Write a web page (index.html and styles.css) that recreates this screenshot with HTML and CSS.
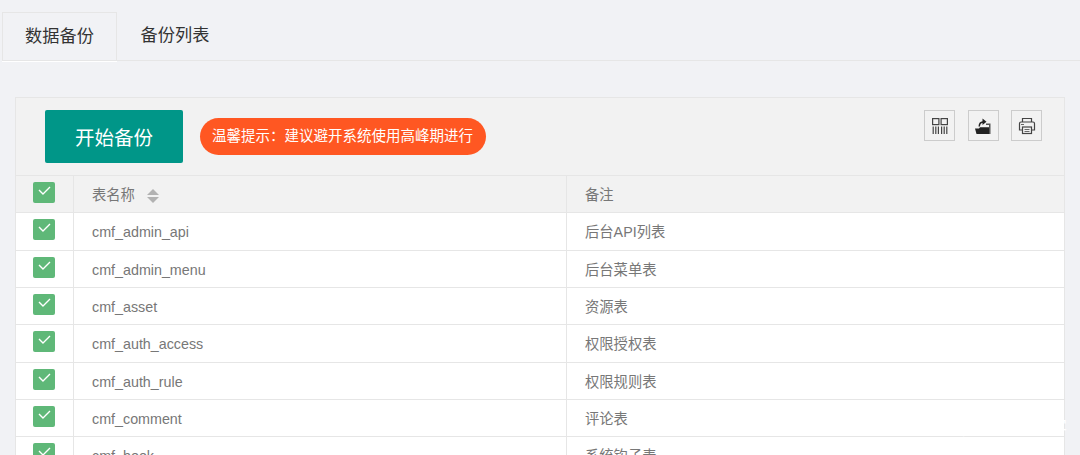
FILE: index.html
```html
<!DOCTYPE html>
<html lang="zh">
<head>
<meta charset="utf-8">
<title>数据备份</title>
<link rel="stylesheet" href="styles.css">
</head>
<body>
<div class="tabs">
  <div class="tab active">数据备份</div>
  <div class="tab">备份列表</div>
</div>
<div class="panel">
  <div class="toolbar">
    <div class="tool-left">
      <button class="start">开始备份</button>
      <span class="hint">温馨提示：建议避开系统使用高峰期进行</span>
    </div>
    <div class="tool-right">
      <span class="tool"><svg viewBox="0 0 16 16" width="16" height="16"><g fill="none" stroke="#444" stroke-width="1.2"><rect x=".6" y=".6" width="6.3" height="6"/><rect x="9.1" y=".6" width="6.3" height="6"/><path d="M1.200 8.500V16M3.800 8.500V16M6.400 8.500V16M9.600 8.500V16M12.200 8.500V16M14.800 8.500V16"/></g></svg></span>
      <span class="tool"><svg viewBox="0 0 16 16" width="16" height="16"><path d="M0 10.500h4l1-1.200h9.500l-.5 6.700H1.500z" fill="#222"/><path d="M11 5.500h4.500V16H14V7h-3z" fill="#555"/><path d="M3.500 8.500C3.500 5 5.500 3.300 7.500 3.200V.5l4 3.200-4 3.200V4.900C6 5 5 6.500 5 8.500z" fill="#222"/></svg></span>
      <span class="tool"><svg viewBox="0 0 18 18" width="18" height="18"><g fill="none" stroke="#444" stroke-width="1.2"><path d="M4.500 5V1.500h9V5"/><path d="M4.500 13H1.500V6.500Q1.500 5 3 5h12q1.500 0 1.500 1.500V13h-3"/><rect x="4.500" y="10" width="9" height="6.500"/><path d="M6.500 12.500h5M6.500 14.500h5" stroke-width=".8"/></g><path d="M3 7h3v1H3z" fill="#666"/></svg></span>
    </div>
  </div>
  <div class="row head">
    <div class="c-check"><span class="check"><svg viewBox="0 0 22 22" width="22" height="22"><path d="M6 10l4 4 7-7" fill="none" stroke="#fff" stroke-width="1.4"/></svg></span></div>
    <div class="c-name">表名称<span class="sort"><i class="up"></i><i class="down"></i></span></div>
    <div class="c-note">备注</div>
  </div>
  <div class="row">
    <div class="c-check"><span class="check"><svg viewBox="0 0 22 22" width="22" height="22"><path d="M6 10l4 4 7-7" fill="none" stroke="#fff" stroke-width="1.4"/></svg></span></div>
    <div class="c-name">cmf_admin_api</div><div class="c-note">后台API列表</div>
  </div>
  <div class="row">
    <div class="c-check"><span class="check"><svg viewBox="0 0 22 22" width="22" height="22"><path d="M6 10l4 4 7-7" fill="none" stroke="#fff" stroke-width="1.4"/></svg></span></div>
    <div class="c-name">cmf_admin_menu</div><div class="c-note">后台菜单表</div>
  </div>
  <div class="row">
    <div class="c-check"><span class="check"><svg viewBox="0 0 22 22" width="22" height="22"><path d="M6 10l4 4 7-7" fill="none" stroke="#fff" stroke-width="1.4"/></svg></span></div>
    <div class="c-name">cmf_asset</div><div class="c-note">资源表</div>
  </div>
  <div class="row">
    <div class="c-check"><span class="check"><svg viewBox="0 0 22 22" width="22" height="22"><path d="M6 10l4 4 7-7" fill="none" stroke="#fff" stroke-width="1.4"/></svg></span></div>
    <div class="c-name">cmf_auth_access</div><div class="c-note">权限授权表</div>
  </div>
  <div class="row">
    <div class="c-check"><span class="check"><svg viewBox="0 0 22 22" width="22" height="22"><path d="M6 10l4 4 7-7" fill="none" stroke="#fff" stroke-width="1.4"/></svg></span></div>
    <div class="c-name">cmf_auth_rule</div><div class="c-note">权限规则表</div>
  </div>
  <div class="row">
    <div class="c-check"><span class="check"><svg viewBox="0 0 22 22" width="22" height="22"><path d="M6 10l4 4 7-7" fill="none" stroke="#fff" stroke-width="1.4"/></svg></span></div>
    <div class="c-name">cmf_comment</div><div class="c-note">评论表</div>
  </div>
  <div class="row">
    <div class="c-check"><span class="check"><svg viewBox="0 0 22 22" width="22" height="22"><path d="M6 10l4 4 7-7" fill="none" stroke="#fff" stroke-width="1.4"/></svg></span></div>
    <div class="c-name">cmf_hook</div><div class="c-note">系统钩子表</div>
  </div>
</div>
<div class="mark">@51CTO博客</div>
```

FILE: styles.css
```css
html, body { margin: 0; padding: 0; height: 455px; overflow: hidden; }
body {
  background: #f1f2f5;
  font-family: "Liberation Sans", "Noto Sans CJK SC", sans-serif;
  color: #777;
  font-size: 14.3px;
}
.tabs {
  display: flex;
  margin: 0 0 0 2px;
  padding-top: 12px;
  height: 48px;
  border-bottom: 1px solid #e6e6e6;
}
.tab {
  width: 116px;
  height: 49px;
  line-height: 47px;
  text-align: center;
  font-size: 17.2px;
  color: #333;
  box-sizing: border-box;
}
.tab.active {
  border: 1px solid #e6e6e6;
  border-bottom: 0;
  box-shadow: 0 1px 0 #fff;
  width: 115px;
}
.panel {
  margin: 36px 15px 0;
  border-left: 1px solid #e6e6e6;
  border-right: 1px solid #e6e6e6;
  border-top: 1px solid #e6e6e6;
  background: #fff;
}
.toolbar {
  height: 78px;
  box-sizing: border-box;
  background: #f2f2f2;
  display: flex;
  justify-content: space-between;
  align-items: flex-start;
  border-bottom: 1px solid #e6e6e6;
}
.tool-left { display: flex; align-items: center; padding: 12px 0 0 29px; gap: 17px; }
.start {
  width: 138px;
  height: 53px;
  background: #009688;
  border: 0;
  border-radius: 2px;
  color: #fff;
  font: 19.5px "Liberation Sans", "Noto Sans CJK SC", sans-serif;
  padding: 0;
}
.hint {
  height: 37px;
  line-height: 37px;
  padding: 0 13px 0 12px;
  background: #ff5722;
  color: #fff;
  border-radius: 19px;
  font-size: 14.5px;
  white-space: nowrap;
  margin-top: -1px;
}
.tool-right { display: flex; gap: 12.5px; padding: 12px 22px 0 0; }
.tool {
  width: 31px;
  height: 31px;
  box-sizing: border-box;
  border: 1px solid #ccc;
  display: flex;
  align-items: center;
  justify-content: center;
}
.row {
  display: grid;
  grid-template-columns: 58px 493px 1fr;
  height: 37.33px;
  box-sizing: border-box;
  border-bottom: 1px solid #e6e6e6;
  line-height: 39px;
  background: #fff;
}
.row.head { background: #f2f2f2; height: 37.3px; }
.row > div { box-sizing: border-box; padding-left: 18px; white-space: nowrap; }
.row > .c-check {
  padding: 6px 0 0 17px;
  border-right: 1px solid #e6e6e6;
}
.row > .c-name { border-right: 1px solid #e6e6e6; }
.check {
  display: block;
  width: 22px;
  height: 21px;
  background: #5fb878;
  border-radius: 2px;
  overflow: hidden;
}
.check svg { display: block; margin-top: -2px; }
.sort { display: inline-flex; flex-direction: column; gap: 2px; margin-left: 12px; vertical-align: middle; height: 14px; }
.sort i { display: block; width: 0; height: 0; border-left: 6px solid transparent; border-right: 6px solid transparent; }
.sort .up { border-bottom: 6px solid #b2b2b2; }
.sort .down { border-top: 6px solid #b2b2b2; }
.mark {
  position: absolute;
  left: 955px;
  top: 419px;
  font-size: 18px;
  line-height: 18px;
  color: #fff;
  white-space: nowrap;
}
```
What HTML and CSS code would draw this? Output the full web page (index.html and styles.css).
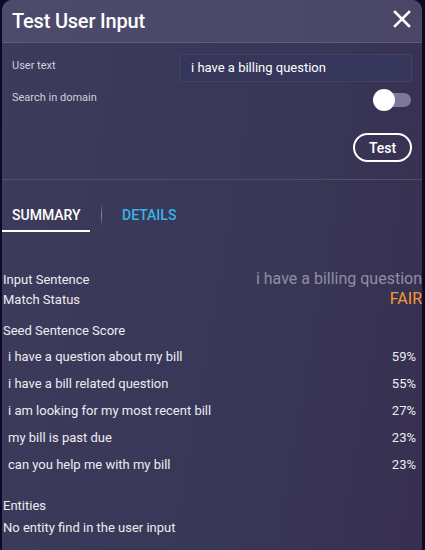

-=-=-

• [Exercise details]: In this exercise, set down all of the data exactly, without the pictures.

• [Correct response]:
Write a web page (index.html and styles.css) that recreates this screenshot with HTML and CSS.
FILE: index.html
```html
<!DOCTYPE html>
<html lang="zh">
<head>
<meta charset="utf-8">
<title>数据备份</title>
<link rel="stylesheet" href="styles.css">
</head>
<body>
<div class="tabs">
  <div class="tab active">数据备份</div>
  <div class="tab">备份列表</div>
</div>
<div class="panel">
  <div class="toolbar">
    <div class="tool-left">
      <button class="start">开始备份</button>
      <span class="hint">温馨提示：建议避开系统使用高峰期进行</span>
    </div>
    <div class="tool-right">
      <span class="tool"><svg viewBox="0 0 16 16" width="16" height="16"><g fill="none" stroke="#444" stroke-width="1.2"><rect x=".6" y=".6" width="6.3" height="6"/><rect x="9.1" y=".6" width="6.3" height="6"/><path d="M1.200 8.500V16M3.800 8.500V16M6.400 8.500V16M9.600 8.500V16M12.200 8.500V16M14.800 8.500V16"/></g></svg></span>
      <span class="tool"><svg viewBox="0 0 16 16" width="16" height="16"><path d="M0 10.500h4l1-1.200h9.500l-.5 6.700H1.500z" fill="#222"/><path d="M11 5.500h4.500V16H14V7h-3z" fill="#555"/><path d="M3.500 8.500C3.500 5 5.500 3.300 7.500 3.200V.5l4 3.200-4 3.200V4.900C6 5 5 6.500 5 8.500z" fill="#222"/></svg></span>
      <span class="tool"><svg viewBox="0 0 18 18" width="18" height="18"><g fill="none" stroke="#444" stroke-width="1.2"><path d="M4.500 5V1.500h9V5"/><path d="M4.500 13H1.500V6.500Q1.500 5 3 5h12q1.500 0 1.500 1.500V13h-3"/><rect x="4.500" y="10" width="9" height="6.500"/><path d="M6.500 12.500h5M6.500 14.500h5" stroke-width=".8"/></g><path d="M3 7h3v1H3z" fill="#666"/></svg></span>
    </div>
  </div>
  <div class="row head">
    <div class="c-check"><span class="check"><svg viewBox="0 0 22 22" width="22" height="22"><path d="M6 10l4 4 7-7" fill="none" stroke="#fff" stroke-width="1.4"/></svg></span></div>
    <div class="c-name">表名称<span class="sort"><i class="up"></i><i class="down"></i></span></div>
    <div class="c-note">备注</div>
  </div>
  <div class="row">
    <div class="c-check"><span class="check"><svg viewBox="0 0 22 22" width="22" height="22"><path d="M6 10l4 4 7-7" fill="none" stroke="#fff" stroke-width="1.4"/></svg></span></div>
    <div class="c-name">cmf_admin_api</div><div class="c-note">后台API列表</div>
  </div>
  <div class="row">
    <div class="c-check"><span class="check"><svg viewBox="0 0 22 22" width="22" height="22"><path d="M6 10l4 4 7-7" fill="none" stroke="#fff" stroke-width="1.4"/></svg></span></div>
    <div class="c-name">cmf_admin_menu</div><div class="c-note">后台菜单表</div>
  </div>
  <div class="row">
    <div class="c-check"><span class="check"><svg viewBox="0 0 22 22" width="22" height="22"><path d="M6 10l4 4 7-7" fill="none" stroke="#fff" stroke-width="1.4"/></svg></span></div>
    <div class="c-name">cmf_asset</div><div class="c-note">资源表</div>
  </div>
  <div class="row">
    <div class="c-check"><span class="check"><svg viewBox="0 0 22 22" width="22" height="22"><path d="M6 10l4 4 7-7" fill="none" stroke="#fff" stroke-width="1.4"/></svg></span></div>
    <div class="c-name">cmf_auth_access</div><div class="c-note">权限授权表</div>
  </div>
  <div class="row">
    <div class="c-check"><span class="check"><svg viewBox="0 0 22 22" width="22" height="22"><path d="M6 10l4 4 7-7" fill="none" stroke="#fff" stroke-width="1.4"/></svg></span></div>
    <div class="c-name">cmf_auth_rule</div><div class="c-note">权限规则表</div>
  </div>
  <div class="row">
    <div class="c-check"><span class="check"><svg viewBox="0 0 22 22" width="22" height="22"><path d="M6 10l4 4 7-7" fill="none" stroke="#fff" stroke-width="1.4"/></svg></span></div>
    <div class="c-name">cmf_comment</div><div class="c-note">评论表</div>
  </div>
  <div class="row">
    <div class="c-check"><span class="check"><svg viewBox="0 0 22 22" width="22" height="22"><path d="M6 10l4 4 7-7" fill="none" stroke="#fff" stroke-width="1.4"/></svg></span></div>
    <div class="c-name">cmf_hook</div><div class="c-note">系统钩子表</div>
  </div>
</div>
<div class="mark">@51CTO博客</div>
```

FILE: styles.css
```css
html, body { margin: 0; padding: 0; height: 455px; overflow: hidden; }
body {
  background: #f1f2f5;
  font-family: "Liberation Sans", "Noto Sans CJK SC", sans-serif;
  color: #777;
  font-size: 14.3px;
}
.tabs {
  display: flex;
  margin: 0 0 0 2px;
  padding-top: 12px;
  height: 48px;
  border-bottom: 1px solid #e6e6e6;
}
.tab {
  width: 116px;
  height: 49px;
  line-height: 47px;
  text-align: center;
  font-size: 17.2px;
  color: #333;
  box-sizing: border-box;
}
.tab.active {
  border: 1px solid #e6e6e6;
  border-bottom: 0;
  box-shadow: 0 1px 0 #fff;
  width: 115px;
}
.panel {
  margin: 36px 15px 0;
  border-left: 1px solid #e6e6e6;
  border-right: 1px solid #e6e6e6;
  border-top: 1px solid #e6e6e6;
  background: #fff;
}
.toolbar {
  height: 78px;
  box-sizing: border-box;
  background: #f2f2f2;
  display: flex;
  justify-content: space-between;
  align-items: flex-start;
  border-bottom: 1px solid #e6e6e6;
}
.tool-left { display: flex; align-items: center; padding: 12px 0 0 29px; gap: 17px; }
.start {
  width: 138px;
  height: 53px;
  background: #009688;
  border: 0;
  border-radius: 2px;
  color: #fff;
  font: 19.5px "Liberation Sans", "Noto Sans CJK SC", sans-serif;
  padding: 0;
}
.hint {
  height: 37px;
  line-height: 37px;
  padding: 0 13px 0 12px;
  background: #ff5722;
  color: #fff;
  border-radius: 19px;
  font-size: 14.5px;
  white-space: nowrap;
  margin-top: -1px;
}
.tool-right { display: flex; gap: 12.5px; padding: 12px 22px 0 0; }
.tool {
  width: 31px;
  height: 31px;
  box-sizing: border-box;
  border: 1px solid #ccc;
  display: flex;
  align-items: center;
  justify-content: center;
}
.row {
  display: grid;
  grid-template-columns: 58px 493px 1fr;
  height: 37.33px;
  box-sizing: border-box;
  border-bottom: 1px solid #e6e6e6;
  line-height: 39px;
  background: #fff;
}
.row.head { background: #f2f2f2; height: 37.3px; }
.row > div { box-sizing: border-box; padding-left: 18px; white-space: nowrap; }
.row > .c-check {
  padding: 6px 0 0 17px;
  border-right: 1px solid #e6e6e6;
}
.row > .c-name { border-right: 1px solid #e6e6e6; }
.check {
  display: block;
  width: 22px;
  height: 21px;
  background: #5fb878;
  border-radius: 2px;
  overflow: hidden;
}
.check svg { display: block; margin-top: -2px; }
.sort { display: inline-flex; flex-direction: column; gap: 2px; margin-left: 12px; vertical-align: middle; height: 14px; }
.sort i { display: block; width: 0; height: 0; border-left: 6px solid transparent; border-right: 6px solid transparent; }
.sort .up { border-bottom: 6px solid #b2b2b2; }
.sort .down { border-top: 6px solid #b2b2b2; }
.mark {
  position: absolute;
  left: 955px;
  top: 419px;
  font-size: 18px;
  line-height: 18px;
  color: #fff;
  white-space: nowrap;
}
```
What HTML and CSS code would draw this? Output the full web page (index.html and styles.css).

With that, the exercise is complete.